┌─ AVAILABLE DATA

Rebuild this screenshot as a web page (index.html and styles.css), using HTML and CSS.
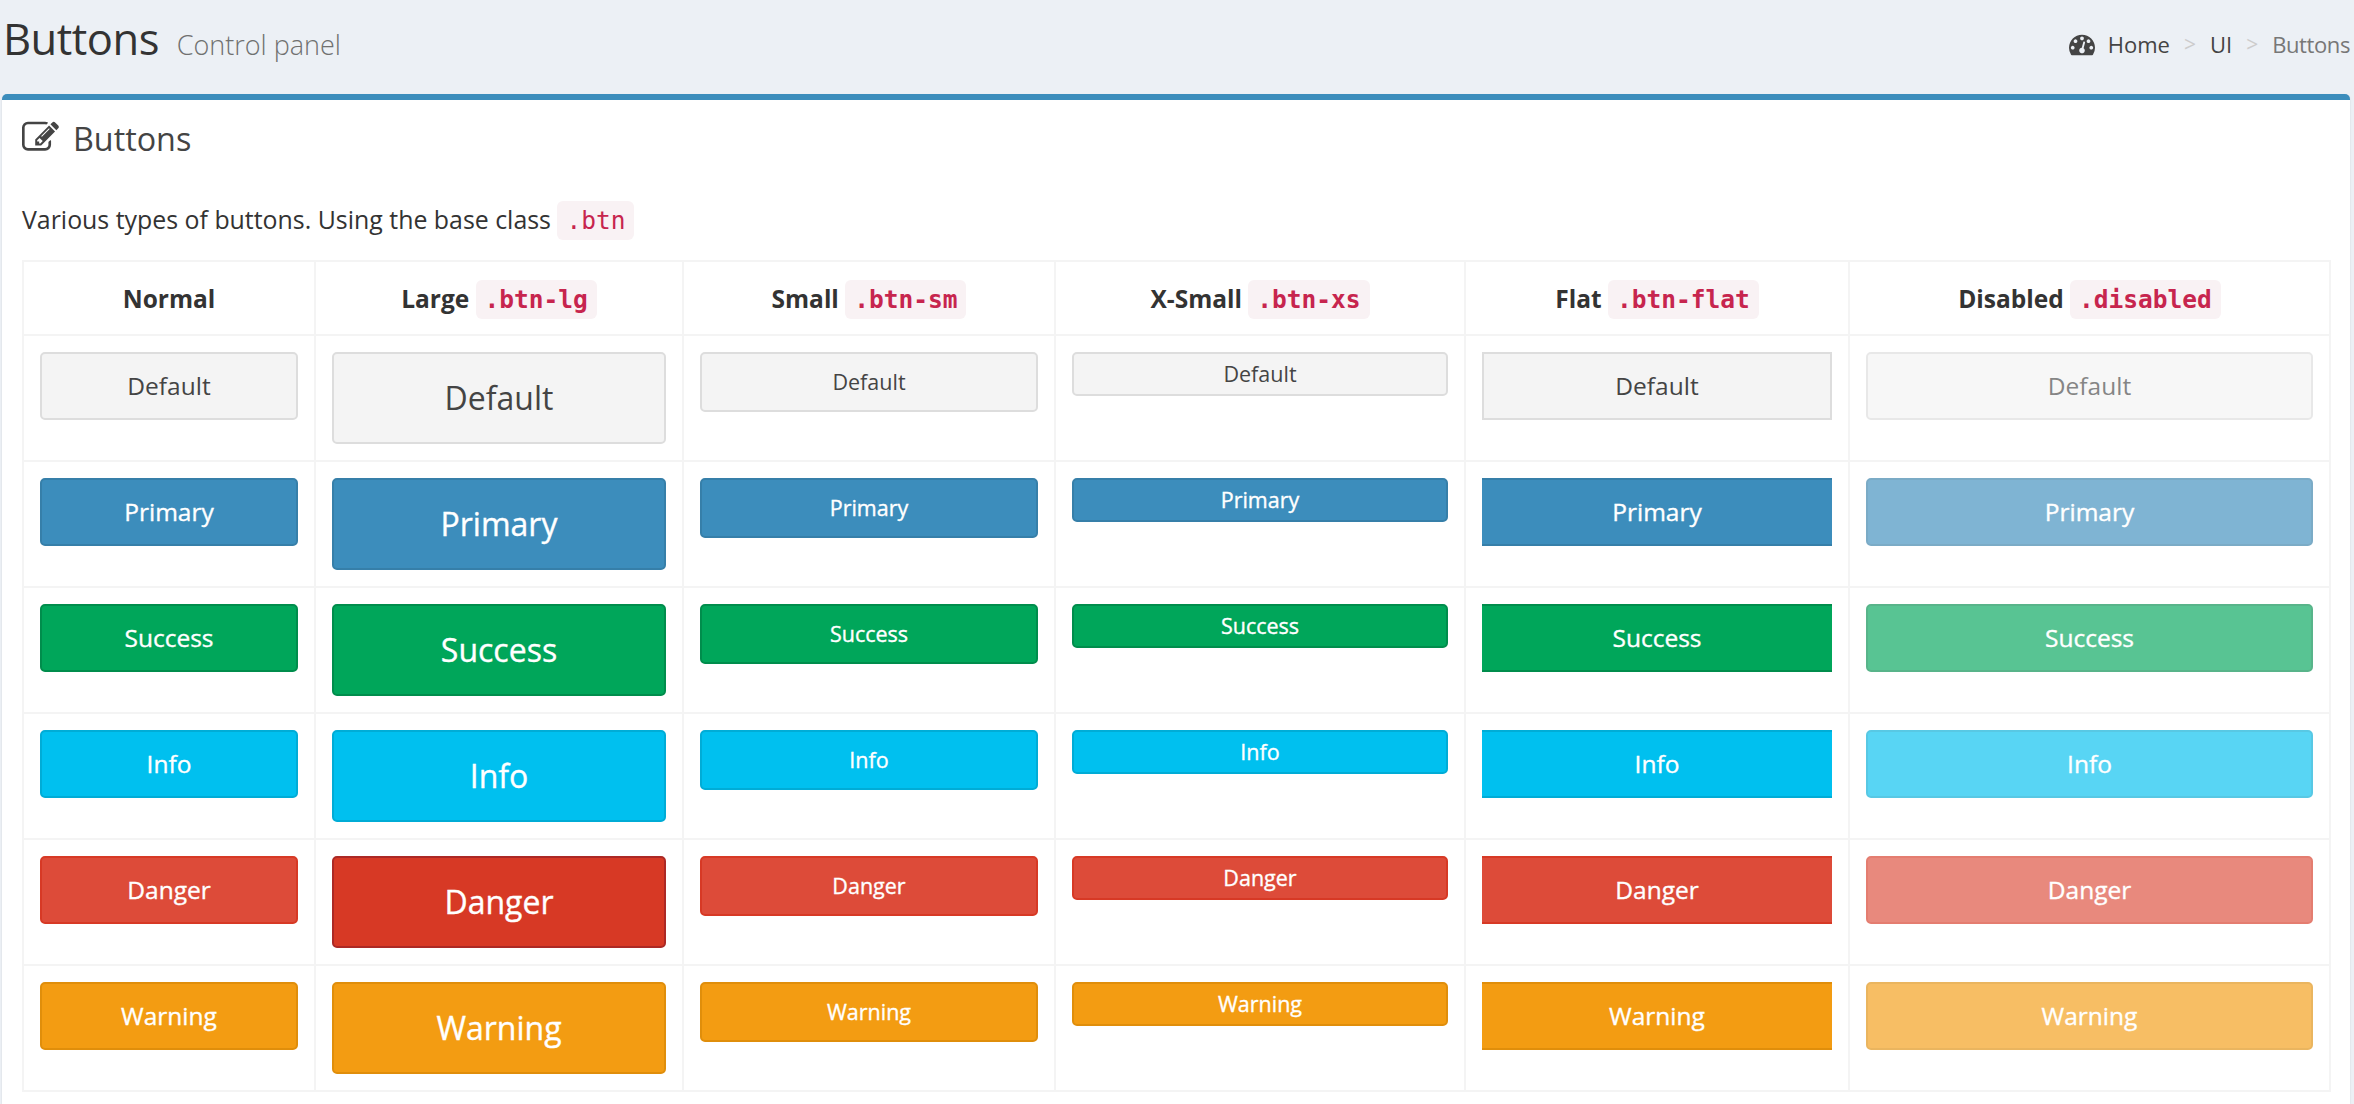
FILE: index.html
```html
<!DOCTYPE html>
<html lang="en">
<head>
<meta charset="utf-8">
<title>Buttons</title>
<link rel="stylesheet" href="styles.css">
</head>
<body>
<header class="page-head">
  <h1 class="page-title">Buttons <small class="page-sub">Control panel</small></h1>
  <nav class="crumbs">
    <svg class="crumb-icon" viewBox="0 0 1792 1792"><path fill-rule="evenodd" d="M384 1152q0-53-37.5-90.5t-90.5-37.5-90.5 37.5-37.5 90.5 37.5 90.5 90.5 37.5 90.5-37.5 37.5-90.5zm192-448q0-53-37.5-90.5t-90.5-37.5-90.5 37.5-37.5 90.5 37.5 90.5 90.5 37.5 90.5-37.5 37.5-90.5zm428 481l101-382q6-26-7.5-48.5t-38.5-29.5-48 6.5-30 39.5l-101 382q-60 5-107 43.5t-63 98.5q-20 77 20 146t117 89 146-20 89-117q16-60-6-117t-72-91zm660-33q0-53-37.5-90.5t-90.5-37.5-90.5 37.5-37.5 90.5 37.5 90.5 90.5 37.5 90.5-37.5 37.5-90.5zm-640-640q0-53-37.5-90.5t-90.5-37.5-90.5 37.5-37.5 90.5 37.5 90.5 90.5 37.5 90.5-37.5 37.5-90.5zm448 192q0-53-37.5-90.5t-90.5-37.5-90.5 37.5-37.5 90.5 37.5 90.5 90.5 37.5 90.5-37.5 37.5-90.5zm320 448q0 261-141 483-19 29-54 29h-1402q-35 0-54-29-141-221-141-483 0-182 71-348t191-286 286-191 348-71 348 71 286 191 191 286 71 348z"/></svg>
    <a class="crumb">Home</a><span class="sep">&gt;</span><a class="crumb">UI</a><span class="sep">&gt;</span><span class="crumb crumb-active">Buttons</span>
  </nav>
</header>
<main class="box">
  <div class="box-head">
    <svg class="box-icon" viewBox="0 0 1792 1792"><path d="M888 1184l116-116-152-152-116 116v56h96v96h56zm440-720q-16-16-33 1l-350 350q-17 17-1 33t33-1l350-350q17-17 1-33zm80 594v190q0 119-84.5 203.5t-203.5 84.5h-832q-119 0-203.5-84.5t-84.5-203.5v-832q0-119 84.5-203.5t203.5-84.5h832q63 0 117 25 15 7 18 23 3 17-9 29l-49 49q-14 14-32 8-23-6-45-6h-832q-66 0-113 47t-47 113v832q0 66 47 113t113 47h832q66 0 113-47t47-113v-126q0-13 9-22l64-64q15-15 35-7t20 29zm-96-738l288 288-672 672h-288v-288zm444 132l-92 92-288-288 92-92q28-28 68-28t68 28l152 152q28 28 28 68t-28 68z"/></svg>
    <h3 class="box-title">Buttons</h3>
  </div>
  <div class="box-body">
    <p class="intro">Various types of buttons. Using the base class <code>.btn</code></p>
    <table class="grid">
      <colgroup><col class="c1"><col class="c2"><col class="c3"><col class="c4"><col class="c5"><col class="c6"></colgroup>
      <thead>
        <tr><th>Normal</th><th>Large <code>.btn-lg</code></th><th>Small <code>.btn-sm</code></th><th>X-Small <code>.btn-xs</code></th><th>Flat <code>.btn-flat</code></th><th>Disabled <code>.disabled</code></th></tr>
      </thead>
      <tbody>
        <tr>
          <td><button class="btn default">Default</button></td><td><button class="btn lg default">Default</button></td><td><button class="btn sm default">Default</button></td><td><button class="btn xs default">Default</button></td><td><button class="btn flat default">Default</button></td><td><button class="btn off default">Default</button></td>
        </tr>
        <tr>
          <td><button class="btn primary">Primary</button></td><td><button class="btn lg primary">Primary</button></td><td><button class="btn sm primary">Primary</button></td><td><button class="btn xs primary">Primary</button></td><td><button class="btn flat primary">Primary</button></td><td><button class="btn off primary">Primary</button></td>
        </tr>
        <tr>
          <td><button class="btn success">Success</button></td><td><button class="btn lg success">Success</button></td><td><button class="btn sm success">Success</button></td><td><button class="btn xs success">Success</button></td><td><button class="btn flat success">Success</button></td><td><button class="btn off success">Success</button></td>
        </tr>
        <tr>
          <td><button class="btn info">Info</button></td><td><button class="btn lg info">Info</button></td><td><button class="btn sm info">Info</button></td><td><button class="btn xs info">Info</button></td><td><button class="btn flat info">Info</button></td><td><button class="btn off info">Info</button></td>
        </tr>
        <tr>
          <td><button class="btn danger">Danger</button></td><td><button class="btn lg danger hover">Danger</button></td><td><button class="btn sm danger">Danger</button></td><td><button class="btn xs danger">Danger</button></td><td><button class="btn flat danger">Danger</button></td><td><button class="btn off danger">Danger</button></td>
        </tr>
        <tr>
          <td><button class="btn warning">Warning</button></td><td><button class="btn lg warning">Warning</button></td><td><button class="btn sm warning">Warning</button></td><td><button class="btn xs warning">Warning</button></td><td><button class="btn flat warning">Warning</button></td><td><button class="btn off warning">Warning</button></td>
        </tr>
      </tbody>
    </table>
  </div>
</main>
</body>
</html>
```
FILE: styles.css
```css
* { box-sizing: border-box; }
html, body { margin: 0; height: 1104px; overflow: hidden; }
body {
  background: #ecf0f5;
  color: #333;
  font-family: "Open Sans", "Liberation Sans", sans-serif;
  font-size: 24.5px;
  padding: 0 4px 0 2px;
}
.page-head {
  height: 94px;
  display: flex;
  justify-content: space-between;
  align-items: flex-start;
}
.page-title {
  margin: 12px 0 0 1px;
  font-size: 43.5px;
  line-height: 54px;
  font-weight: 400;
  letter-spacing: -0.5px;
}
.page-sub {
  font-size: 27px;
  font-weight: 300;
  color: #707070;
  margin-left: 7px;
  letter-spacing: 0;
}
.crumbs {
  display: flex;
  align-items: center;
  margin-top: 28px;
  font-size: 22px;
  line-height: 32px;
  color: #444;
}
.crumb-icon { width: 26px; height: 26px; fill: #444; margin-right: 13px; }
.sep { color: #ccc; margin: 0 14px; font-size: 21px; }
.crumb-active { color: #777; letter-spacing: -0.4px; }
.box {
  height: 1010px;
  background: #fff;
  border-top: 6px solid #3c8dbc;
  border-radius: 5px 5px 0 0;
  box-shadow: 0 1px 2px rgba(0, 0, 0, .12);
}
.box-head {
  display: flex;
  align-items: center;
  gap: 14px;
  padding: 15px 20px 0;
  height: 60px;
}
.box-icon { width: 37px; height: 37px; fill: #444; flex: none; margin-top: -1px; }
.box-title {
  margin: 0;
  font-size: 32.3px;
  line-height: 40px;
  font-weight: 400;
  color: #444;
}
.box-body { padding: 0 20px; }
.intro { margin: 39px 0 0; line-height: 40px; height: 61px; font-size: 24.9px; }
code {
  font-family: "DejaVu Sans Mono", monospace;
  font-size: 24.5px;
  color: #c7254e;
  background: #f9f2f4;
  border-radius: 6px;
  padding: 5px 9px;
}
.grid {
  width: 2307px;
  table-layout: fixed;
  border-collapse: collapse;
}
.c1 { width: 292px; }
.c2 { width: 368px; }
.c3 { width: 372px; }
.c4 { width: 410px; }
.c5 { width: 384px; }
.c6 { width: 481px; }
.grid th, .grid td { border: 2px solid #f4f4f4; }
.grid th {
  height: 74px;
  text-align: center;
  font-size: 24.5px;
  font-weight: 700;
  padding: 0 16px;
}
.grid td {
  height: 126px;
  padding: 16px;
  vertical-align: top;
}
.btn {
  display: block;
  width: 100%;
  height: 68px;
  font: inherit;
  font-size: 24.5px;
  color: #fff;
  -webkit-text-stroke: 0.35px currentColor;
  border: 2px solid transparent;
  border-radius: 5px;
  padding: 0 0 2px;
}
.lg { height: 92px; font-size: 32px; }
.sm { height: 60px; font-size: 21.5px; }
.xs { height: 44px; font-size: 21.5px; }
.flat { border-radius: 0; border-left: 0; border-right: 0; }
.off { opacity: .65; }
.default { background: #f4f4f4; color: #444; border-color: #ddd; -webkit-text-stroke: 0; }
.default.flat { border-left: 2px solid #ddd; border-right: 2px solid #ddd; }
.primary { background: #3c8dbc; border-color: #367fa9; }
.success { background: #00a65a; border-color: #008d4c; }
.info { background: #00c0ef; border-color: #00acd6; }
.danger { background: #dd4b39; border-color: #d73925; }
.danger.hover { background: #d73925; border-color: #ac2925; }
.warning { background: #f39c12; border-color: #e08e0b; }
```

└─

> _WHAT YOU ARE ASKED TO DO_: Extract all lines from the data in which "index" is found.

> _RESULT_:
Rebuild this screenshot as a web page (index.html and styles.css), using HTML and CSS.
FILE: index.html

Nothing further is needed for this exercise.